Три месяца к службе не привлекается, полгода восстанавливает здоровье, получает диетическое питание, принимает ванны. После отчисления начинает готовиться к продолжению учебы. Читает Гёте и Диогена, Шеллинга, Канта и Демокрита. А перевернув последнюю страницу очередного фолианта, насвистывает и напевает мелодии из "Прекрасной Елены" Оффенбаха, своей любимой оперетты: Культ Венеры, культ веселый, / Весел я, вы будьте тоже!..
Возвращаясь в Лейпциг, Ницше хочет наконец снова быть веселым. Называет себя приват-доцентом, подыскивает удобную гарсоньерку и находит - за двадцать пять талеров у профессора Бидермана в доме номер 22 по Лессингштрассе, на третьем этаже. Не имея ученой степени, прикрепляет к двери табличку с надписью "Д-р Ницше" и решает стать более светским человеком.
В этом ему помогают Бидерманы, хотя, считает Ницше, они вполне достойны своей фамилии. Но они знают весь Лейпциг, знают Генриха Лаубе, директора театра, знают обер-бургомистра, знакомы с профессором Брокгаузом, женатым на сестре Рихарда Вагнера, пылкой поклонницей которого в свою очередь является жена профессора Ричля Софья. Она хорошо знает маэстро и хочет, чтобы и Ницше, любимый ученик ее мужа, проникся почтением к замечательному композитору.
Она заманивает его на концерты. Он слушает увертюру к "Тристану и Изольде", вступление к "Нюрнбергским майстерзингерам", он взволнован, отрешен, потрясен. Своему самому близкому другу пишет: У Вагнера мне по душе то, что по душе и у Шопенгауэра - этически чистая стихия, фаустовский дух, готовность к крестным мукам и смерти с мраком склепа.
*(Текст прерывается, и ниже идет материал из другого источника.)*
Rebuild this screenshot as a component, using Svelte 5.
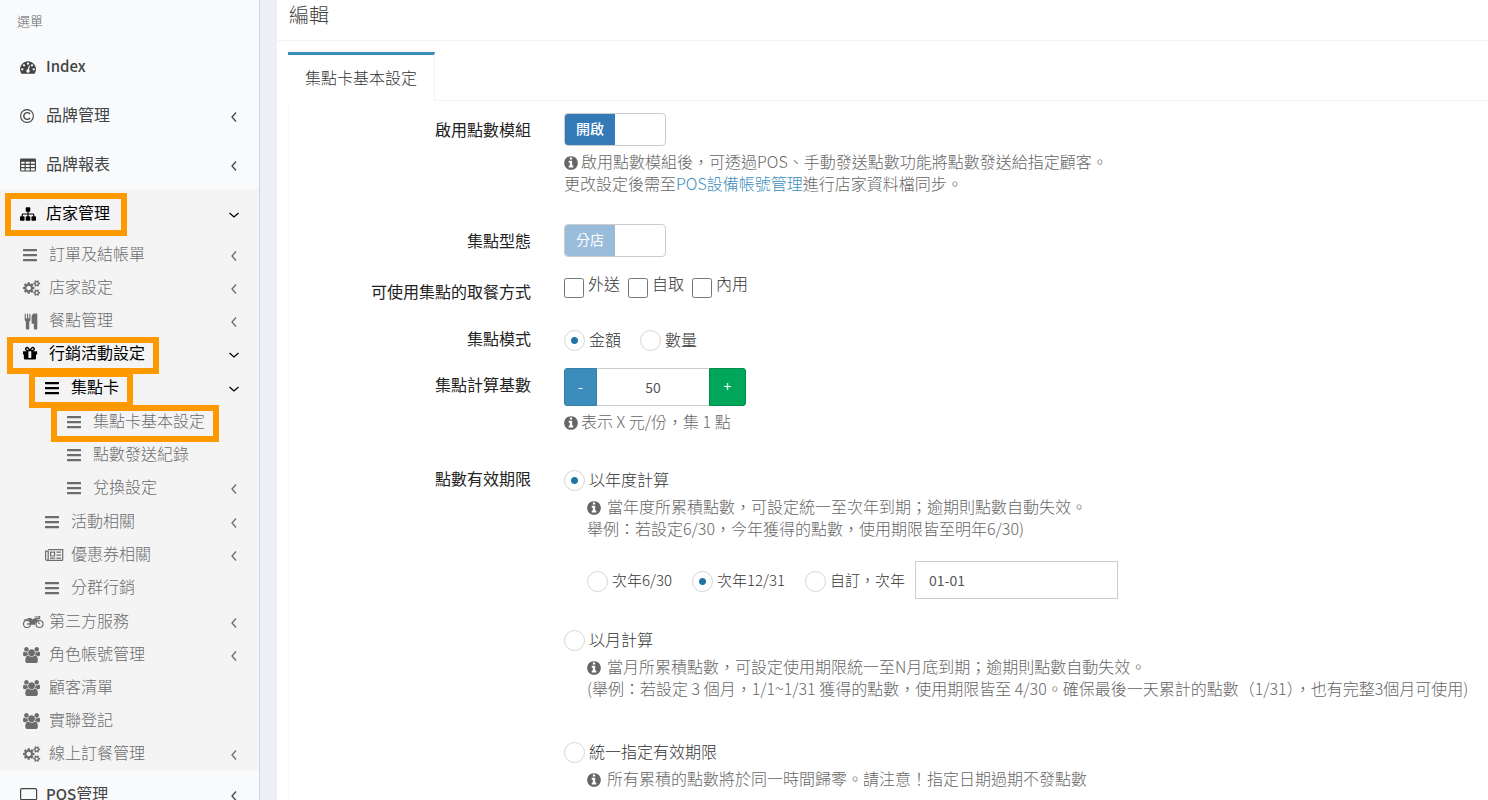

В ноябре 1868 года Вагнер приезжает инкогнито в Лейпциг к родственникам один, без Козимы, своей возлюбленной, замужней женщины, у которой от него уже двое детей. Козима находится в Мюнхене и пытается упорядочить отношения в "треугольнике", терпеть которые больше нет сил. Пойдет ли муж на развод? Вагнер взвинчен до предела, хотя положение его наконец поправилось: вот уже четыре года он в фаворе у мечтательно-восторженного баварского короля Людвига и не испытывает недостатка в деньгах. Итак, композитор тайно приезжает в Лейпциг, и фрау Ричль удается организовать для Ницше приглашение на прием.
Показаться в большом свете должно в отменном туалете, полагает он. Какая удача, что на днях он заказал себе бальный костюм! Спешит к портному, застает его рабов, которые рьяно трудятся над моей парой, объясняет, почему дело срочное, и получает заверение, что костюм будет доставлен ему в ближайшее воскресенье.
Дождь льет как из ведра, когда под вечер с мокрым свертком появляется какой-то старичок. Но фрак сухой и сработан на славу. Правда, посыльный требует, чтобы ему заплатили. Ницше же намерен рассчитаться только с хозяином мастерской. Ситуация обостряется. Человек торопит, и время торопит. Я хватаю костюм и начинаю его надевать. Человек тоже ухватился за костюм и мешает мне. Насилие с моей стороны, насилие с его стороны! Сценка. Я сражаюсь в одной рубашке, ибо хочу натянуть новые брюки.